= Arthur Penhallow =

American radio personality

Arthur Penhallow (born December 20, 1943) is a radio presenter who worked in Detroit, Michigan hosting afternoons on rock station WRIF from 1970-2009. On March 30, 2009, WRIF owner Greater Media announced that the station and Penhallow had been unable to come to terms on a new contract.

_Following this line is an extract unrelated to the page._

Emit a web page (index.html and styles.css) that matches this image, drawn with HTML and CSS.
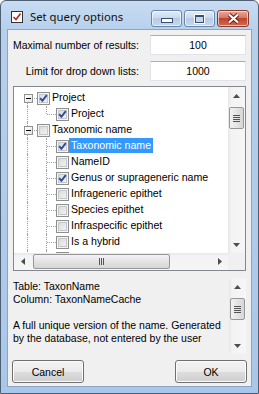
FILE: index.html
```html
<!DOCTYPE html>
<html lang="en">
<head>
    <meta charset="UTF-8">
    <title>Set query options</title>
    <link rel="stylesheet" href="styles.css">
</head>
<body>
<div class="window">
    <div class="titlebar">
        <span class="app-icon">
            <svg width="12" height="12" viewBox="0 0 12 12"><rect x="0.5" y="0.5" width="11" height="11" fill="#fff" stroke="#333"/><path d="M2.5 6 L5 8.5 L9.5 2.5" fill="none" stroke="#c0202a" stroke-width="1.6"/></svg>
        </span>
        <span class="title">Set query options</span>
        <div class="caption-buttons">
            <span class="cap"><i class="glyph-min"></i></span>
            <span class="cap"><i class="glyph-max"></i></span>
            <span class="cap close">
                <svg width="15" height="11" viewBox="0 0 15 11"><path d="M3 1.5 L12 9.5 M12 1.5 L3 9.5" stroke="#6b1a10" stroke-width="4"/><path d="M3 1.5 L12 9.5 M12 1.5 L3 9.5" stroke="#fff" stroke-width="2.2"/></svg>
            </span>
        </div>
    </div>

    <div class="client">
        <div class="field-row">
            <label>Maximal number of results:</label>
            <input class="textbox" value="100">
        </div>
        <div class="field-row second">
            <label>Limit for drop down lists:</label>
            <input class="textbox" value="1000">
        </div>

        <div class="tree">
            <div class="tree-main">
                <div class="tree-rows">
                    <div class="node">
                        <span class="g exp first"><i class="box"></i></span>
                        <span class="cb on"><svg width="11" height="11" viewBox="0 0 11 11"><path d="M2.2 5.2 L4.4 7.8 L8.8 2.2" fill="none" stroke="#2e4996" stroke-width="1.9"/></svg></span>
                        <span class="txt">Project</span>
                    </div>
                    <div class="node">
                        <span class="g v"></span>
                        <span class="g e"></span>
                        <span class="cb on"><svg width="11" height="11" viewBox="0 0 11 11"><path d="M2.2 5.2 L4.4 7.8 L8.8 2.2" fill="none" stroke="#2e4996" stroke-width="1.9"/></svg></span>
                        <span class="txt">Project</span>
                    </div>
                    <div class="node">
                        <span class="g exp"><i class="box"></i></span>
                        <span class="cb"></span>
                        <span class="txt">Taxonomic name</span>
                    </div>
                    <div class="node">
                        <span class="g v"></span>
                        <span class="g t"></span>
                        <span class="cb on"><svg width="11" height="11" viewBox="0 0 11 11"><path d="M2.2 5.2 L4.4 7.8 L8.8 2.2" fill="none" stroke="#2e4996" stroke-width="1.9"/></svg></span>
                        <span class="txt selected">Taxonomic name</span>
                    </div>
                    <div class="node">
                        <span class="g v"></span>
                        <span class="g t"></span>
                        <span class="cb"></span>
                        <span class="txt">NameID</span>
                    </div>
                    <div class="node">
                        <span class="g v"></span>
                        <span class="g t"></span>
                        <span class="cb on"><svg width="11" height="11" viewBox="0 0 11 11"><path d="M2.2 5.2 L4.4 7.8 L8.8 2.2" fill="none" stroke="#2e4996" stroke-width="1.9"/></svg></span>
                        <span class="txt">Genus or suprageneric name</span>
                    </div>
                    <div class="node">
                        <span class="g v"></span>
                        <span class="g t"></span>
                        <span class="cb"></span>
                        <span class="txt">Infrageneric epithet</span>
                    </div>
                    <div class="node">
                        <span class="g v"></span>
                        <span class="g t"></span>
                        <span class="cb"></span>
                        <span class="txt">Species epithet</span>
                    </div>
                    <div class="node">
                        <span class="g v"></span>
                        <span class="g t"></span>
                        <span class="cb"></span>
                        <span class="txt">Infraspecific epithet</span>
                    </div>
                    <div class="node">
                        <span class="g v"></span>
                        <span class="g t"></span>
                        <span class="cb"></span>
                        <span class="txt">Is a hybrid</span>
                    </div>
                    <div class="node">
                        <span class="g v"></span>
                        <span class="g t"></span>
                        <span class="cb"></span>
                        <span class="txt">Taxonomic rank</span>
                    </div>
                </div>
                <div class="vscroll">
                    <span class="arrow"><svg width="7" height="4" viewBox="0 0 7 4"><path d="M0 4 L3.5 0 L7 4 Z" fill="#4d4d4d"/></svg></span>
                    <div class="track">
                        <div class="thumb"><i></i><i></i><i></i><i></i></div>
                    </div>
                    <span class="arrow"><svg width="7" height="4" viewBox="0 0 7 4"><path d="M0 0 L3.5 4 L7 0 Z" fill="#4d4d4d"/></svg></span>
                </div>
            </div>
            <div class="tree-bottom">
                <div class="hscroll">
                    <span class="arrow"><svg width="4" height="7" viewBox="0 0 4 7"><path d="M4 0 L0 3.5 L4 7 Z" fill="#4d4d4d"/></svg></span>
                    <div class="track">
                        <div class="thumb"><i></i><i></i><i></i></div>
                    </div>
                    <span class="arrow"><svg width="4" height="7" viewBox="0 0 4 7"><path d="M0 0 L4 3.5 L0 7 Z" fill="#4d4d4d"/></svg></span>
                </div>
                <div class="corner"></div>
            </div>
        </div>

        <div class="desc">
            <div class="desc-text">
                Table: TaxonName<br>
                Column: TaxonNameCache<br>
                <br>
                A full unique version of the name. Generated<br>
                by the database, not entered by the user
            </div>
            <div class="vscroll">
                <span class="arrow"><svg width="7" height="4" viewBox="0 0 7 4"><path d="M0 4 L3.5 0 L7 4 Z" fill="#4d4d4d"/></svg></span>
                <div class="track">
                    <div class="thumb"><i></i><i></i><i></i><i></i></div>
                </div>
                <span class="arrow"><svg width="7" height="4" viewBox="0 0 7 4"><path d="M0 0 L3.5 4 L7 0 Z" fill="#4d4d4d"/></svg></span>
            </div>
        </div>

        <div class="buttons">
            <button>Cancel</button>
            <button>OK</button>
        </div>
    </div>
</div>
</body>
</html>
```

FILE: styles.css
```css
html,
body {
    margin: 0;
    padding: 0;
}

body {
    width: 259px;
    height: 394px;
    overflow: hidden;
    background: #fff;
    font-family: "Liberation Sans", Arial, sans-serif;
    font-size: 10.5px;
    color: #000;
}

.window {
    width: 259px;
    height: 394px;
    box-sizing: border-box;
    border: 1px solid #4e5f73;
    border-radius: 6px 6px 0 0;
    background: linear-gradient(#c8dcf2, #b6d0ec 30px, #a9c7e9);
    padding: 0 6px 6px 6px;
    display: flex;
    flex-direction: column;
}

/* title bar */
.titlebar {
    height: 28px;
    flex: none;
    display: flex;
    align-items: center;
    padding-left: 4px;
}

.app-icon {
    width: 12px;
    height: 12px;
    display: block;
    margin-top: 3px;
}

.app-icon svg {
    display: block;
}

.title {
    margin-left: 7px;
    margin-top: 3px;
    font-family: "Noto Sans", sans-serif;
    font-size: 11.3px;
    color: #111;
    white-space: nowrap;
}

.caption-buttons {
    margin-left: auto;
    margin-right: 3px;
    align-self: flex-start;
    margin-top: 9px;
    display: flex;
    gap: 2px;
}

.cap {
    width: 31px;
    height: 17px;
    box-sizing: border-box;
    border: 1px solid #6a86ab;
    border-radius: 3px;
    background: linear-gradient(#e3ecf7, #c9daef 45%, #b5cbe6 50%, #c6d8ee);
    box-shadow: inset 0 0 0 1px rgba(255, 255, 255, 0.6);
    display: flex;
    align-items: center;
    justify-content: center;
}

.cap.close {
    width: 32px;
    border-color: #8a3a2c;
    background: linear-gradient(#e8a898, #d47a66 45%, #c0442c 50%, #cf6a50);
}

.glyph-min {
    display: block;
    width: 10px;
    height: 3px;
    margin-top: 4px;
    background: #fff;
    border: 1px solid #38506f;
}

.glyph-max {
    display: block;
    width: 7px;
    height: 5px;
    border: 1px solid #38506f;
    border-top-width: 2px;
    background: #c5d7ee;
    box-shadow: 0 0 0 1px #fff;
}

.cap svg {
    display: block;
}

/* client area */
.client {
    flex: 1;
    background: #f0f0f0;
    border: 1px solid #8ba4c4;
    padding: 0 5px;
    display: flex;
    flex-direction: column;
}

.field-row {
    margin-top: 5px;
    height: 20px;
    display: flex;
    align-items: center;
    justify-content: flex-end;
    white-space: nowrap;
}

.field-row.second {
    margin-top: 6px;
}

.field-row label {
    margin-right: 11px;
}

.textbox {
    width: 96px;
    height: 20px;
    box-sizing: border-box;
    margin: 0;
    padding: 0;
    border: 1px solid #e2e3ea;
    border-top-color: #abadb3;
    background: #fff;
    font: inherit;
    text-align: center;
    outline: none;
}

/* tree view */
.tree {
    margin-top: 5px;
    height: 185px;
    flex: none;
    box-sizing: border-box;
    border: 1px solid #828790;
    background: #fff;
    display: flex;
    flex-direction: column;
}

.tree-main {
    flex: 1;
    display: flex;
    min-height: 0;
}

.tree-rows {
    flex: 1;
    overflow: hidden;
    padding: 3px 0 0 4px;
}

.node {
    height: 16px;
    display: flex;
    align-items: flex-start;
    white-space: nowrap;
}

.g {
    width: 19px;
    height: 16px;
    flex: none;
    position: relative;
    display: flex;
    justify-content: center;
}

.g::before,
.g::after {
    content: "";
    position: absolute;
}

.g.v::before,
.g.t::before,
.g.exp::before {
    left: 9px;
    top: 0;
    bottom: 0;
    border-left: 1px dotted #a0a0a0;
}

.g.exp.first::before {
    top: 8px;
}

.g.e::before {
    left: 9px;
    top: 0;
    height: 8px;
    border-left: 1px dotted #a0a0a0;
}

.g.t::after,
.g.e::after,
.g.exp::after {
    left: 10px;
    right: 0;
    top: 8px;
    border-top: 1px dotted #a0a0a0;
}

.box {
    position: relative;
    z-index: 1;
    width: 9px;
    height: 9px;
    box-sizing: border-box;
    margin-top: 4px;
    margin-left: 1px;
    border: 1px solid #919191;
    background: linear-gradient(135deg, #fff, #e4e4e4);
}

.box::after {
    content: "";
    position: absolute;
    left: 1px;
    top: 3px;
    width: 5px;
    height: 1px;
    background: #000;
}

.cb {
    width: 13px;
    height: 13px;
    flex: none;
    box-sizing: border-box;
    margin-top: 2px;
    border: 1px solid #8e8f8f;
    background: linear-gradient(135deg, #d3d5d8, #f8f8f8);
    box-shadow: inset 0 0 0 1px #f4f4f4, inset 0 0 0 2px #c4c7cb;
}

.cb svg {
    display: block;
}

.txt {
    height: 15px;
    line-height: 15px;
    padding: 0 2px;
    font-size: 10.6px;
}

.txt.selected {
    background: #3399ff;
    color: #fff;
}

/* scroll bars */
.vscroll {
    width: 17px;
    flex: none;
    display: flex;
    flex-direction: column;
    background: linear-gradient(to right, #e7e7e7, #f3f3f3 3px, #f6f6f6);
}

.vscroll .arrow {
    height: 17px;
    flex: none;
    display: flex;
    align-items: center;
    justify-content: center;
}

.vscroll .track {
    flex: 1;
}

.vscroll .thumb {
    margin: 3px 1px 0 1px;
    height: 22px;
    box-sizing: border-box;
    border: 1px solid #979797;
    border-radius: 2px;
    background: linear-gradient(to right, #f2f2f2, #e4e4e4 50%, #d6d6d6);
    display: flex;
    flex-direction: column;
    align-items: center;
    justify-content: center;
    gap: 1px;
}

.vscroll .thumb i {
    display: block;
    width: 7px;
    height: 1px;
    background: #555;
}

.tree-bottom {
    height: 17px;
    flex: none;
    display: flex;
}

.hscroll {
    flex: 1;
    display: flex;
    background: linear-gradient(#e7e7e7, #f3f3f3 3px, #f6f6f6);
}

.hscroll .arrow {
    width: 17px;
    flex: none;
    display: flex;
    align-items: center;
    justify-content: center;
}

.hscroll .track {
    flex: 1;
}

.hscroll .thumb {
    margin: 1px 0 0 2px;
    width: 137px;
    height: 15px;
    box-sizing: border-box;
    border: 1px solid #979797;
    border-radius: 2px;
    background: linear-gradient(#f2f2f2, #e4e4e4 50%, #d6d6d6);
    display: flex;
    align-items: center;
    justify-content: center;
    gap: 1px;
}

.hscroll .thumb i {
    display: block;
    width: 1px;
    height: 7px;
    background: #555;
}

.corner {
    width: 17px;
    background: #f0f0f0;
}

/* description */
.desc {
    margin-top: 7px;
    height: 76px;
    flex: none;
    display: flex;
}

.desc-text {
    flex: 1;
    padding-top: 2px;
    line-height: 13px;
    white-space: nowrap;
    overflow: hidden;
}

/* buttons */
.buttons {
    margin: 6px -1px 0 -1px;
    display: flex;
    justify-content: space-between;
}

.buttons button {
    width: 72px;
    height: 23px;
    margin: 0;
    padding: 0;
    border: 1px solid #707070;
    border-radius: 3px;
    background: linear-gradient(#f2f2f2, #ebebeb 50%, #dddddd 50%, #cfcfcf);
    box-shadow: inset 0 0 0 1px #fcfcfc;
    font: inherit;
    color: #000;
}
```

Penhallow was born in Honolulu, Hawaii. He is a Vietnam veteran served in the USAF from 1962 through 1968. Before beginning his tenure with WRIF, Art was a drummer for The Vejtables, and toured with the Mamas & the Papas. Under the name "Cicero Grimes", he worked at WNRZ in Ann Arbor in 1970, and then moved to WRIF's predecessor, WXYZ-FM, which at the time was airing a syndicated progressive-rock format distributed by ABC called "Love". Penhallow was one of the "Love" format's local announcers and stayed on as WXYZ-FM transitioned to an all-local air staff and moved from progressive rock to the then-new "album oriented rock" format as WRIF.

Penhallow played himself in the film The Upside of Anger.

In January 2009, Penhallow's contract expired at WRIF and he was off the air for more than a month before finally releasing a statement on March 27, on his Facebook page saying: "It appears that my days in Detroit radio are over for now. Thanks for your support over the last 39 years....I shall return."

After months of negotiations, WRIF management and Penhallow were unable to come to an agreement on the terms of his contract. "We are disappointed that we couldn't come to a contractual agreement with Arthur," said Greater Media Market Manager, John Gallagher. "He is obviously a legend in the market and his many years of service to the industry are deeply appreciated. He will be sorely missed." He has since announced a departure from Detroit, relocating to Texas to be closer with family.